SHORT TASK. Check each line of the records below and collect those holding "screenshot".

-------- EXERCISE MATERIAL

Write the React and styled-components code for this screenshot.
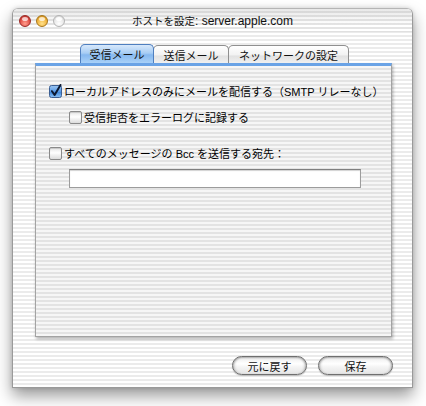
import React from 'react';
import styled, { createGlobalStyle } from 'styled-components';

const Global = createGlobalStyle`
  html, body {
    margin: 0;
    padding: 0;
    background: #fff;
  }
  body {
    width: 426px;
    height: 406px;
    overflow: hidden;
    font-family: "Liberation Sans", "Noto Sans CJK JP", sans-serif;
  }
`;

const stripes = (a, b) => `repeating-linear-gradient(to bottom, ${a} 0px, ${a} 2px, ${b} 2px, ${b} 4px)`;

const Window = styled.div`
  margin: 8px 0 0 12px;
  width: 399px;
  height: 378px;
  border: 1px solid #9a9a9a;
  border-top-color: #b5b5b5;
  border-radius: 6px 6px 0 0;
  background: ${stripes('#ffffff', '#ebebeb')};
  box-shadow: 0 8px 16px rgba(0, 0, 0, 0.4), 0 0 4px rgba(0, 0, 0, 0.15);
  display: flex;
  flex-direction: column;
  overflow: hidden;
`;

const TitleBar = styled.div`
  height: 22px;
  display: grid;
  grid-template-columns: 1fr auto 1fr;
  align-items: center;
  background:
    linear-gradient(to bottom, rgba(190, 190, 190, 0.35), rgba(255, 255, 255, 0) 75%),
    ${stripes('#ffffff', '#e4e4e4')};
  border-bottom: 1px solid #e0e0e0;
`;

const Lights = styled.div`
  display: flex;
  gap: 5px;
  padding-left: 6px;
  padding-top: 1px;
`;

const Light = styled.span`
  width: 12px;
  height: 12px;
  border-radius: 50%;
  box-sizing: border-box;
  border: 1px solid ${p => p.$edge};
  background: radial-gradient(circle at 50% 75%, ${p => p.$glow} 0%, ${p => p.$base} 60%, ${p => p.$dark} 100%);
  position: relative;
  &::after {
    content: '';
    position: absolute;
    left: 2px;
    top: 1px;
    width: 6px;
    height: 4px;
    border-radius: 50%;
    background: rgba(255, 255, 255, ${p => p.$shine});
  }
`;

const Title = styled.div`
  font-size: 12px;
  color: #111;
  white-space: nowrap;
  padding-top: 1px;
`;

const TitleJa = styled.span`
  font-size: 10.5px;
`;

const Body = styled.div`
  flex: 1;
  display: flex;
  flex-direction: column;
  padding: 12px 20px 0 22px;
`;

const TabRow = styled.div`
  display: flex;
  justify-content: center;
  height: 19px;
  padding-left: 2px;
`;

const Tab = styled.div`
  width: ${p => p.$w}px;
  box-sizing: border-box;
  height: ${p => (p.$active ? 19 : 18)}px;
  align-self: flex-end;
  display: flex;
  align-items: center;
  justify-content: center;
  font-size: 11px;
  color: #111;
  border: 1px solid ${p => (p.$active ? '#4f7fbf' : '#8f8f8f')};
  border-bottom: none;
  border-radius: 5px 5px 0 0;
  margin-left: ${p => (p.$first ? 0 : -1)}px;
  background: ${p =>
    p.$active
      ? 'linear-gradient(to bottom, #d8e9fb 0%, #a8cdf4 45%, #86b8ef 55%, #a9d1f8 100%)'
      : 'linear-gradient(to bottom, #ffffff 0%, #f3f3f3 50%, #e2e2e2 60%, #f0f0f0 100%)'};
  z-index: ${p => (p.$active ? 2 : 1)};
`;

const Panel = styled.div`
  height: 270px;
  border: 1px solid #a3a3a3;
  border-top: 3px solid #6aa3e6;
  background: ${stripes('#f6f6f6', '#e3e3e3')};
  box-shadow: 1px 2px 3px rgba(0, 0, 0, 0.3);
  display: flex;
  flex-direction: column;
  padding-left: 13px;
`;

const Row = styled.label`
  display: flex;
  align-items: center;
  gap: 2px;
  height: 14px;
  margin-top: ${p => p.$top}px;
  margin-left: ${p => p.$indent || 0}px;
  font-size: 11px;
  color: #000;
  white-space: nowrap;
`;

const Box = styled.span`
  width: 13px;
  height: 13px;
  flex: none;
  box-sizing: border-box;
  border: 1px solid #8a8a8a;
  border-radius: 2px;
  background: linear-gradient(to bottom, #e6e6e6 0%, #ffffff 45%, #f4f4f4 60%, #dcdcdc 100%);
  box-shadow: inset 0 1px 1px rgba(0, 0, 0, 0.15);
`;

const CheckedBox = styled.svg`
  width: 14px;
  height: 14px;
  flex: none;
  margin-right: -1px;
`;

const Field = styled.div`
  margin: 9px 0 0 20px;
  width: 292px;
  height: 19px;
  box-sizing: border-box;
  background: #fff;
  border: 1px solid #9c9c9c;
  border-top-color: #7f7f7f;
  box-shadow: inset 0 1px 1px rgba(0, 0, 0, 0.18);
`;

const Buttons = styled.div`
  display: flex;
  justify-content: flex-end;
  gap: 11px;
  margin-top: 19px;
  margin-right: -1px;
`;

const Button = styled.button`
  width: 75px;
  height: 19px;
  border-radius: 10px;
  border: 1px solid #6f6f6f;
  padding: 0;
  font-family: "Liberation Sans", "Noto Sans CJK JP", sans-serif;
  font-size: 11px;
  color: #111;
  background: linear-gradient(to bottom, #ececec 0%, #ffffff 40%, #f6f6f6 55%, #e4e4e4 100%);
  box-shadow: inset 0 1px 2px rgba(0, 0, 0, 0.28), inset 3px 0 3px -2px rgba(0, 0, 0, 0.2),
    inset -3px 0 3px -2px rgba(0, 0, 0, 0.2), 0 1px 1px rgba(0, 0, 0, 0.2);
`;

const Checked = () => (
  <CheckedBox viewBox="0 0 14 14">
    <defs>
      <linearGradient id="cbg" x1="0" y1="0" x2="0" y2="1">
        <stop offset="0" stopColor="#9cc6f2" />
        <stop offset="0.5" stopColor="#5a9be6" />
        <stop offset="0.55" stopColor="#3f86db" />
        <stop offset="1" stopColor="#8ec3f5" />
      </linearGradient>
    </defs>
    <rect x="0.5" y="1.5" width="12" height="12" rx="2" fill="url(#cbg)" stroke="#3c5f93" />
    <path d="M3 7.2 L5.6 11 L11.5 1" fill="none" stroke="#0d1a33" strokeWidth="2" strokeLinecap="round" strokeLinejoin="round" />
  </CheckedBox>
);

export default function App() {
  return (
    <>
      <Global />
      <Window>
        <TitleBar>
          <Lights>
            <Light $edge="#9b2a26" $base="#de4a42" $glow="#ff9d8c" $dark="#a52a24" $shine={0.7} />
            <Light $edge="#a8761a" $base="#f0b23a" $glow="#ffe08a" $dark="#b97a12" $shine={0.7} />
            <Light $edge="#b4b4b4" $base="#e6e6e6" $glow="#ffffff" $dark="#cfcfcf" $shine={0.9} />
          </Lights>
          <Title>
            <TitleJa>ホストを設定</TitleJa>: server.apple.com
          </Title>
          <div />
        </TitleBar>
        <Body>
          <TabRow>
            <Tab $w={74} $active $first>受信メール</Tab>
            <Tab $w={76}>送信メール</Tab>
            <Tab $w={121}>ネットワークの設定</Tab>
          </TabRow>
          <Panel>
            <Row $top={18}>
              <Checked />
              ローカルアドレスのみにメールを配信する（SMTP リレーなし）
            </Row>
            <Row $top={12} $indent={20}>
              <Box />
              受信拒否をエラーログに記録する
            </Row>
            <Row $top={22}>
              <Box />
              すべてのメッセージの Bcc を送信する宛先：
            </Row>
            <Field />
          </Panel>
          <Buttons>
            <Button>元に戻す</Button>
            <Button>保存</Button>
          </Buttons>
        </Body>
      </Window>
    </>
  );
}
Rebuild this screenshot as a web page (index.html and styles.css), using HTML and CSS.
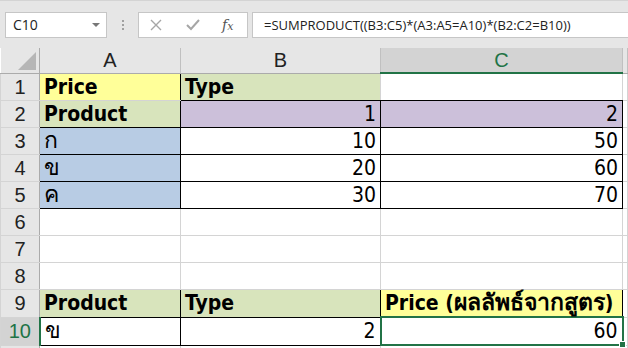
FILE: index.html
```html
<!DOCTYPE html>
<html lang="th">

<head>
    <meta charset="UTF-8">
    <title>SUMPRODUCT</title>
    <link rel="stylesheet" href="styles.css">
</head>

<body>

    <div class="top-strip">
        <div class="formula-bar">
            <div class="name-box">
                <span>C10</span>
                <span class="drop-arrow"></span>
            </div>
            <div class="grip">
                <span></span><span></span><span></span>
            </div>
            <div class="fx-box">
                <svg class="icon" width="12" height="12" viewBox="0 0 12 12">
                    <path d="M1 1 L11 11 M11 1 L1 11" stroke="#a6a6a6" stroke-width="1.4" fill="none" />
                </svg>
                <svg class="icon" width="14" height="12" viewBox="0 0 14 12">
                    <path d="M1 6 L5 10 L13 1" stroke="#a6a6a6" stroke-width="2" fill="none" />
                </svg>
                <span class="fx">f<small>x</small></span>
            </div>
            <div class="formula-input">=SUMPRODUCT((B3:C5)*(A3:A5=A10)*(B2:C2=B10))</div>
        </div>
    </div>

    <table class="sheet">
        <colgroup>
            <col class="c-head">
            <col class="c-a">
            <col class="c-b">
            <col class="c-c">
            <col>
        </colgroup>
        <thead>
            <tr>
                <th class="corner"><span class="tri"></span></th>
                <th>A</th>
                <th>B</th>
                <th class="sel-col">C</th>
                <th></th>
            </tr>
        </thead>
        <tbody>
            <tr>
                <td class="rh">1</td>
                <td class="yellow bold bt-r">Price</td>
                <td class="green bold bb">Type</td>
                <td class="bb"></td>
                <td></td>
            </tr>
            <tr>
                <td class="rh">2</td>
                <td class="green bold bx">Product</td>
                <td class="purple num bx">1</td>
                <td class="purple num bx">2</td>
                <td></td>
            </tr>
            <tr>
                <td class="rh">3</td>
                <td class="blue bx"><span class="th">ก</span></td>
                <td class="num bx">10</td>
                <td class="num bx">50</td>
                <td></td>
            </tr>
            <tr>
                <td class="rh">4</td>
                <td class="blue bx"><span class="th">ข</span></td>
                <td class="num bx">20</td>
                <td class="num bx">60</td>
                <td></td>
            </tr>
            <tr>
                <td class="rh">5</td>
                <td class="blue bx"><span class="th">ค</span></td>
                <td class="num bx">30</td>
                <td class="num bx">70</td>
                <td></td>
            </tr>
            <tr>
                <td class="rh">6</td>
                <td></td>
                <td></td>
                <td></td>
                <td></td>
            </tr>
            <tr>
                <td class="rh">7</td>
                <td></td>
                <td></td>
                <td></td>
                <td></td>
            </tr>
            <tr>
                <td class="rh">8</td>
                <td></td>
                <td></td>
                <td></td>
                <td></td>
            </tr>
            <tr>
                <td class="rh">9</td>
                <td class="green bold bx">Product</td>
                <td class="green bold bx">Type</td>
                <td class="yellow bold bx">Price (<span class="th">ผลลัพธ์จากสูตร</span>)</td>
                <td></td>
            </tr>
            <tr>
                <td class="rh sel-row">10</td>
                <td class="bx"><span class="th">ข</span></td>
                <td class="num bx">2</td>
                <td class="num bx active">60<span class="handle"></span></td>
                <td></td>
            </tr>
            <tr>
                <td class="rh"></td>
                <td></td>
                <td></td>
                <td></td>
                <td></td>
            </tr>
        </tbody>
    </table>

</body>

</html>
```

FILE: styles.css
```css
body {
    margin: 0;
    background-color: #e6e6e6;
    font-family: "DejaVu Sans Condensed", "DejaVu Sans", Tahoma, sans-serif;
    color: #000;
    overflow: hidden;
}

.top-strip {
    height: 47px;
    border-top: 1px solid #d4d4d4;
    background-color: #e6e6e6;
}

.formula-bar {
    display: flex;
    align-items: center;
    padding: 11px 0 0 5px;
    height: 25px;
}

.name-box {
    box-sizing: border-box;
    width: 102px;
    height: 26px;
    background: #fff;
    border: 1px solid #c6c6c6;
    display: flex;
    align-items: center;
    justify-content: space-between;
    padding: 0 6px 0 7px;
    font-family: "Open Sans", "Noto Sans", sans-serif;
    font-size: 14px;
    color: #222;
}

.drop-arrow {
    width: 0;
    height: 0;
    border-left: 4px solid transparent;
    border-right: 4px solid transparent;
    border-top: 4px solid #777;
}

.grip {
    width: 31px;
    display: flex;
    flex-direction: column;
    align-items: center;
    gap: 2px;
}

.grip span {
    width: 2px;
    height: 2px;
    background: #a0a0a0;
}

.fx-box {
    box-sizing: border-box;
    width: 110px;
    height: 26px;
    background: #fff;
    border: 1px solid #c6c6c6;
    display: flex;
    align-items: center;
    padding-left: 11px;
}

.fx-box .icon:first-child {
    margin-right: 24px;
}

.fx {
    margin-left: 22px;
    font-family: "DejaVu Serif", serif;
    font-style: italic;
    font-size: 14px;
    color: #555;
}

.fx small {
    font-size: 11px;
}

.formula-input {
    box-sizing: border-box;
    margin-left: 4px;
    flex: 1;
    height: 26px;
    background: #fff;
    border: 1px solid #c6c6c6;
    border-right: none;
    padding-left: 11px;
    display: flex;
    align-items: center;
    font-family: "Open Sans", "Noto Sans", sans-serif;
    font-size: 13px;
    color: #222;
}

.sheet {
    border-collapse: collapse;
    table-layout: fixed;
    width: 100%;
    background: #fff;
}

.c-head {
    width: 39px;
}

.c-a {
    width: 141px;
}

.c-b {
    width: 200px;
}

.c-c {
    width: 242px;
}

.sheet th {
    height: 24px;
    padding: 0;
    background: #e6e6e6;
    border-right: 1px solid #c0c0c0;
    border-bottom: 1px solid #ababab;
    font-family: "Liberation Sans", Arial, sans-serif;
    font-weight: normal;
    font-size: 20px;
    color: #222;
}

.sheet th.corner {
    position: relative;
    border-right: 1px solid #ababab;
}

.tri {
    position: absolute;
    right: 3px;
    bottom: 3px;
    width: 0;
    height: 0;
    border-left: 18px solid transparent;
    border-bottom: 18px solid #b6b6b6;
}

.sheet th.sel-col {
    background: #d3d3d3;
    color: #217346;
    border-bottom: 2px solid #217346;
}

.sheet td {
    height: 26px;
    padding: 0 4px;
    border: 1px solid #d4d4d4;
    font-size: 21px;
    white-space: nowrap;
    overflow: visible;
    line-height: 26px;
}

.th {
    font-size: 23px;
    line-height: 20px;
}

.sheet td.rh {
    background: #e6e6e6;
    border-right: 1px solid #ababab;
    text-align: center;
    padding: 0;
    font-family: "Liberation Sans", Arial, sans-serif;
    font-size: 20px;
    color: #222;
}

.sheet td.sel-row {
    background: #d3d3d3;
    color: #217346;
    border-right: 2px solid #217346;
}

.bold {
    font-weight: bold;
}

.num {
    text-align: right;
}

.yellow {
    background: #ffff99;
}

.green {
    background: #d8e4bc;
}

.purple {
    background: #ccc0da;
}

.blue {
    background: #b8cce4;
}

.sheet td.bx {
    border: 1px solid #000;
}

.sheet td.bt-r {
    border-right: 1px solid #000;
}

.sheet td.bb {
    border-bottom: 1px solid #000;
}

.sheet td.active {
    position: relative;
    border: 2px solid #217346;
}

.handle {
    position: absolute;
    right: -4px;
    bottom: -4px;
    width: 5px;
    height: 5px;
    background: #217346;
    border: 1px solid #fff;
}
```
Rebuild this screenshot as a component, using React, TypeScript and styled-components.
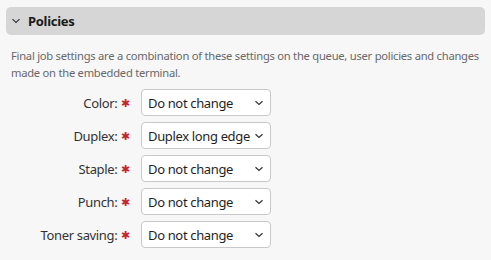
import styled, { createGlobalStyle } from "styled-components";

const GlobalStyle = createGlobalStyle`
  html, body {
    margin: 0;
    padding: 0;
    background: #f7f7f7;
  }
  body {
    font-family: "Noto Sans", "Open Sans", sans-serif;
    color: #333333;
  }
`;

const Panel = styled.section`
  padding: 7px 6px 10px 6px;
`;

const Header = styled.div`
  display: flex;
  align-items: center;
  gap: 7px;
  height: 28px;
  padding-left: 5px;
  background: #d6d6d6;
  border-radius: 5px;
  font-size: 13px;
  font-weight: 700;
  letter-spacing: -0.3px;
  color: #1a1a1a;
`;

const Body = styled.div`
  padding: 12px 4px 0 5px;
`;

const Description = styled.p`
  margin: 0 0 8px 0;
  font-size: 11.2px;
  line-height: 17px;
  letter-spacing: -0.25px;
  white-space: nowrap;
  color: #686868;
`;

const Form = styled.div`
  display: grid;
  grid-template-columns: 119px 130px;
  column-gap: 11px;
  row-gap: 6px;
  align-items: center;
`;

const Label = styled.label`
  justify-self: end;
  display: flex;
  align-items: center;
  gap: 4px;
  font-size: 13px;
  letter-spacing: -0.35px;
  color: #333333;
`;

const Required = styled.span`
  color: #c4262e;
  font-size: 11px;
  line-height: 1;
`;

const SelectWrap = styled.div`
  position: relative;
  height: 27px;
`;

const Select = styled.select`
  appearance: none;
  width: 100%;
  height: 27px;
  box-sizing: border-box;
  padding: 0 14px 0 6px;
  border: 1px solid #c9c9c9;
  border-radius: 4px;
  background: #ffffff;
  font-family: inherit;
  font-size: 13px;
  letter-spacing: -0.35px;
  color: #1f1f1f;
`;

const Caret = styled.svg`
  position: absolute;
  right: 7px;
  top: 11px;
  pointer-events: none;
`;

type Field = { label: string; value: string; options: string[] };

const fields: Field[] = [
  { label: "Color:", value: "Do not change", options: ["Do not change", "Color", "Grayscale"] },
  { label: "Duplex:", value: "Duplex long edge", options: ["Do not change", "Simplex", "Duplex long edge", "Duplex short edge"] },
  { label: "Staple:", value: "Do not change", options: ["Do not change", "None", "Top left"] },
  { label: "Punch:", value: "Do not change", options: ["Do not change", "None", "2 holes"] },
  { label: "Toner saving:", value: "Do not change", options: ["Do not change", "On", "Off"] },
];

function Chevron() {
  return (
    <svg width="10" height="6" viewBox="0 0 10 6" fill="none">
      <path d="M1.5 1.2l3.5 3.3 3.5-3.3" stroke="#333" strokeWidth="1.1" />
    </svg>
  );
}

function App() {
  return (
    <>
      <GlobalStyle />
      <Panel>
        <Header>
          <Chevron />
          Policies
        </Header>
        <Body>
          <Description>
            Final job settings are a combination of these settings on the queue, user policies and changes
            <br />
            made on the embedded terminal.
          </Description>
          <Form>
            {fields.map((f) => (
              <>
                <Label key={f.label + "-l"}>
                  {f.label} <Required>✱</Required>
                </Label>
                <SelectWrap key={f.label + "-s"}>
                  <Select defaultValue={f.value}>
                    {f.options.map((o) => (
                      <option key={o}>{o}</option>
                    ))}
                  </Select>
                  <Caret width="10" height="6" viewBox="0 0 10 6" fill="none">
                    <path d="M1.5 1.2l3.5 3.3 3.5-3.3" stroke="#333" strokeWidth="1.2" />
                  </Caret>
                </SelectWrap>
              </>
            ))}
          </Form>
        </Body>
      </Panel>
    </>
  );
}

export default App;
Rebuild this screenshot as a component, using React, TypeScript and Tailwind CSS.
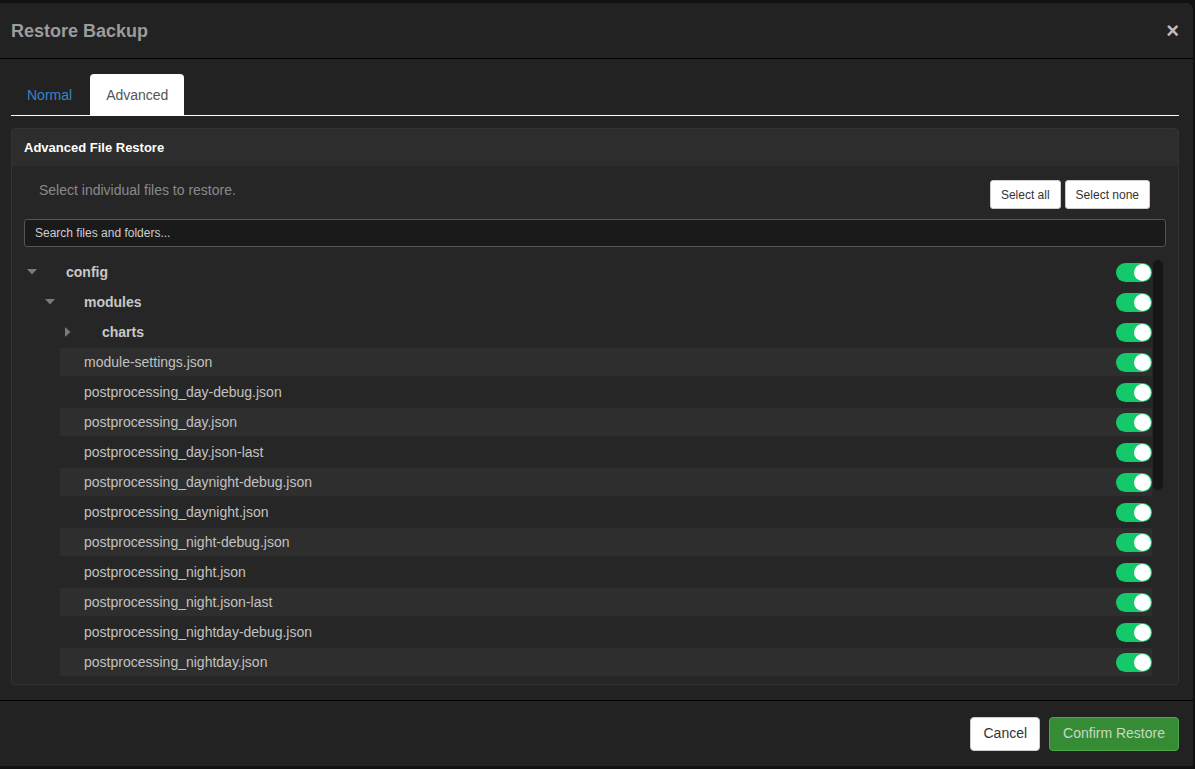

----------------

SOLUTION.
Write the React and styled-components code for this screenshot.
Rebuild this screenshot as a web page (index.html and styles.css), using HTML and CSS.
Rebuild this screenshot as a component, using React, TypeScript and styled-components.
Rebuild this screenshot as a component, using React, TypeScript and Tailwind CSS.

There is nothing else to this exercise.